Binomial coefficient and fibonacci numbers

I found the following problem in putnam and beyond: prove that $$F_{2n} = \sum_{k=1}^{n} F_{k}{{n}\choose {k}}$$

The answer in the back of the book uses the closed form of $F_n$, but it seems to me their should be a solution using only the properties of the binomial cooeficient. I tried using $${{n} \choose {k}} = {{n-1} \choose {k}}+ {{n-1}\choose {k-1}}$$

but this seems to be a dead end, and I have no other ideas.

Any help is appreciated!

Solution 1:

Before we can prove it by applying Pascal's identity and the Fibonacci recurrence, we must generalize the identity to $$F_{2n+m} = \sum_{k=0}^n F_{k+m} \binom{n}{k}.$$

Now we can proceed by induction on $n$. When $n=0$, the identity just says $F_m = F_m$, and that will be our base case.
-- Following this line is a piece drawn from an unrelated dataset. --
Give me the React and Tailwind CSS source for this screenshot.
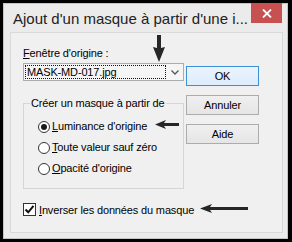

For $n>0$, we have: \begin{align} \sum_{k=0}^n F_{k+m} \binom{n}{k} &= \sum_{k=0}^n F_{k+m} \binom{n-1}{k-1} + \sum_{k=0}^n F_{k+m} \binom{n-1}{k} \\ &= \sum_{k=0}^{n-1} F_{k+m+1} \binom{n-1}{k} + \sum_{k=0}^{n-1} F_{k+m} \binom{n-1}{k} \\ &= F_{2(n-1)+m+1} + F_{2(n-1)+m} \\ &= F_{2n+m}. \end{align}